DIRECTIONS
Reproduce all of the data exactly.

PROVIDED MATERIAL
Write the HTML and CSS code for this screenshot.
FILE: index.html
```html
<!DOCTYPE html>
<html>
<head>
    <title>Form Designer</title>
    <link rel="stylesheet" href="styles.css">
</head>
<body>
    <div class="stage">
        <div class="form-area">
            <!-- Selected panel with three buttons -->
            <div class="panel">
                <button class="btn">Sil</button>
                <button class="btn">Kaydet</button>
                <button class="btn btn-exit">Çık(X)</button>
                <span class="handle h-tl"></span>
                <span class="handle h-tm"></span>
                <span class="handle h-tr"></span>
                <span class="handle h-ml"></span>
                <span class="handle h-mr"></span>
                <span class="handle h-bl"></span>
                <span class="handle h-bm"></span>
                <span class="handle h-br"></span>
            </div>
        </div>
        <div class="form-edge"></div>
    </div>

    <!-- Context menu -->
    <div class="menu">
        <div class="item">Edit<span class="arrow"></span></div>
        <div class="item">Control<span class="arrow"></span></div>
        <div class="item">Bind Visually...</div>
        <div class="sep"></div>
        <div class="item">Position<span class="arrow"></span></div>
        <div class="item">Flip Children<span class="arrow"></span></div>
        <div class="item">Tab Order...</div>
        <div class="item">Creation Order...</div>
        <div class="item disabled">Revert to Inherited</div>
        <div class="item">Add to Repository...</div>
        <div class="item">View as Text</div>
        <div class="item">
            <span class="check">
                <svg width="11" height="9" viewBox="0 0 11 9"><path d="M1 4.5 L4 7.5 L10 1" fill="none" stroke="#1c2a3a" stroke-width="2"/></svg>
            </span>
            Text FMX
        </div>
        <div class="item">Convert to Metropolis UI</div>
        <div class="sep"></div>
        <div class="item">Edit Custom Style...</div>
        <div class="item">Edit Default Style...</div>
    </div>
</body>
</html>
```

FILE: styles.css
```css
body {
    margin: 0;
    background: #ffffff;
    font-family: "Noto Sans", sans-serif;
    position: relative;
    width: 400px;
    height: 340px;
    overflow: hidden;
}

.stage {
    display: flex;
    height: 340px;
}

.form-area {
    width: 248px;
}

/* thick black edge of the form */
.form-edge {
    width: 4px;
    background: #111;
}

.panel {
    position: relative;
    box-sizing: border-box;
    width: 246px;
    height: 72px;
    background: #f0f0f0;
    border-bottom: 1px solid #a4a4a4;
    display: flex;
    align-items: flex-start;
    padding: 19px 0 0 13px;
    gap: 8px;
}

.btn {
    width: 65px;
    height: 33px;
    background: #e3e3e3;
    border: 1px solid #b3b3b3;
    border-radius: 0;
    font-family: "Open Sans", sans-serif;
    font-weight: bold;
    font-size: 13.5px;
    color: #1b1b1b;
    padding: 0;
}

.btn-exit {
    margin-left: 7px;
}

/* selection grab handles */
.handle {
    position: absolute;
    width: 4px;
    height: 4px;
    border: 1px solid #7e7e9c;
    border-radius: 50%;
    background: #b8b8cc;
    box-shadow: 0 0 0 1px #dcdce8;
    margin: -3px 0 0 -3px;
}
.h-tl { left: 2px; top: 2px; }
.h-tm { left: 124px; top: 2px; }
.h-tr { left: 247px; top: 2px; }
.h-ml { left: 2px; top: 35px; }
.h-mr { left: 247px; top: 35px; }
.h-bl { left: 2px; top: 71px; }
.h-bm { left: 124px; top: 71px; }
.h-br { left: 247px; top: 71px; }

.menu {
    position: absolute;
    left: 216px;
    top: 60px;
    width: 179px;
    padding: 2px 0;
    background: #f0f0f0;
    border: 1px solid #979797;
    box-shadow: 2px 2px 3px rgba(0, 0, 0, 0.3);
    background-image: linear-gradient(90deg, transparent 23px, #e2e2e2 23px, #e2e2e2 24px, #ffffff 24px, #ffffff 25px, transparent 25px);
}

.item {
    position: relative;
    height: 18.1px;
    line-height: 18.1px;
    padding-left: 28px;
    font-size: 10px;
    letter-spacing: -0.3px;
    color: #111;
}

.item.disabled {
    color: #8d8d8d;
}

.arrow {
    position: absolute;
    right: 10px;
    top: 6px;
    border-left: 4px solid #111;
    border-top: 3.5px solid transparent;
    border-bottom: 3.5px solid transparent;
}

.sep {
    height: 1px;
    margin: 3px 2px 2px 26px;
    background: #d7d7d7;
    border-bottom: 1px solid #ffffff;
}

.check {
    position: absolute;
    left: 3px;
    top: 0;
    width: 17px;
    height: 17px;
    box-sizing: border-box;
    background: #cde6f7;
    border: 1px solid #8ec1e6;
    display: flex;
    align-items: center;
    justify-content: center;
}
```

ANSWER TO THIS EXERCISE
Write the HTML and CSS code for this screenshot.
FILE: index.html
```html
<!DOCTYPE html>
<html>
<head>
    <title>Form Designer</title>
    <link rel="stylesheet" href="styles.css">
</head>
<body>
    <div class="stage">
        <div class="form-area">
            <!-- Selected panel with three buttons -->
            <div class="panel">
                <button class="btn">Sil</button>
                <button class="btn">Kaydet</button>
                <button class="btn btn-exit">Çık(X)</button>
                <span class="handle h-tl"></span>
                <span class="handle h-tm"></span>
                <span class="handle h-tr"></span>
                <span class="handle h-ml"></span>
                <span class="handle h-mr"></span>
                <span class="handle h-bl"></span>
                <span class="handle h-bm"></span>
                <span class="handle h-br"></span>
            </div>
        </div>
        <div class="form-edge"></div>
    </div>

    <!-- Context menu -->
    <div class="menu">
        <div class="item">Edit<span class="arrow"></span></div>
        <div class="item">Control<span class="arrow"></span></div>
        <div class="item">Bind Visually...</div>
        <div class="sep"></div>
        <div class="item">Position<span class="arrow"></span></div>
        <div class="item">Flip Children<span class="arrow"></span></div>
        <div class="item">Tab Order...</div>
        <div class="item">Creation Order...</div>
        <div class="item disabled">Revert to Inherited</div>
        <div class="item">Add to Repository...</div>
        <div class="item">View as Text</div>
        <div class="item">
            <span class="check">
                <svg width="11" height="9" viewBox="0 0 11 9"><path d="M1 4.5 L4 7.5 L10 1" fill="none" stroke="#1c2a3a" stroke-width="2"/></svg>
            </span>
            Text FMX
        </div>
        <div class="item">Convert to Metropolis UI</div>
        <div class="sep"></div>
        <div class="item">Edit Custom Style...</div>
        <div class="item">Edit Default Style...</div>
    </div>
</body>
</html>
```

FILE: styles.css
```css
body {
    margin: 0;
    background: #ffffff;
    font-family: "Noto Sans", sans-serif;
    position: relative;
    width: 400px;
    height: 340px;
    overflow: hidden;
}

.stage {
    display: flex;
    height: 340px;
}

.form-area {
    width: 248px;
}

/* thick black edge of the form */
.form-edge {
    width: 4px;
    background: #111;
}

.panel {
    position: relative;
    box-sizing: border-box;
    width: 246px;
    height: 72px;
    background: #f0f0f0;
    border-bottom: 1px solid #a4a4a4;
    display: flex;
    align-items: flex-start;
    padding: 19px 0 0 13px;
    gap: 8px;
}

.btn {
    width: 65px;
    height: 33px;
    background: #e3e3e3;
    border: 1px solid #b3b3b3;
    border-radius: 0;
    font-family: "Open Sans", sans-serif;
    font-weight: bold;
    font-size: 13.5px;
    color: #1b1b1b;
    padding: 0;
}

.btn-exit {
    margin-left: 7px;
}

/* selection grab handles */
.handle {
    position: absolute;
    width: 4px;
    height: 4px;
    border: 1px solid #7e7e9c;
    border-radius: 50%;
    background: #b8b8cc;
    box-shadow: 0 0 0 1px #dcdce8;
    margin: -3px 0 0 -3px;
}
.h-tl { left: 2px; top: 2px; }
.h-tm { left: 124px; top: 2px; }
.h-tr { left: 247px; top: 2px; }
.h-ml { left: 2px; top: 35px; }
.h-mr { left: 247px; top: 35px; }
.h-bl { left: 2px; top: 71px; }
.h-bm { left: 124px; top: 71px; }
.h-br { left: 247px; top: 71px; }

.menu {
    position: absolute;
    left: 216px;
    top: 60px;
    width: 179px;
    padding: 2px 0;
    background: #f0f0f0;
    border: 1px solid #979797;
    box-shadow: 2px 2px 3px rgba(0, 0, 0, 0.3);
    background-image: linear-gradient(90deg, transparent 23px, #e2e2e2 23px, #e2e2e2 24px, #ffffff 24px, #ffffff 25px, transparent 25px);
}

.item {
    position: relative;
    height: 18.1px;
    line-height: 18.1px;
    padding-left: 28px;
    font-size: 10px;
    letter-spacing: -0.3px;
    color: #111;
}

.item.disabled {
    color: #8d8d8d;
}

.arrow {
    position: absolute;
    right: 10px;
    top: 6px;
    border-left: 4px solid #111;
    border-top: 3.5px solid transparent;
    border-bottom: 3.5px solid transparent;
}

.sep {
    height: 1px;
    margin: 3px 2px 2px 26px;
    background: #d7d7d7;
    border-bottom: 1px solid #ffffff;
}

.check {
    position: absolute;
    left: 3px;
    top: 0;
    width: 17px;
    height: 17px;
    box-sizing: border-box;
    background: #cde6f7;
    border: 1px solid #8ec1e6;
    display: flex;
    align-items: center;
    justify-content: center;
}
```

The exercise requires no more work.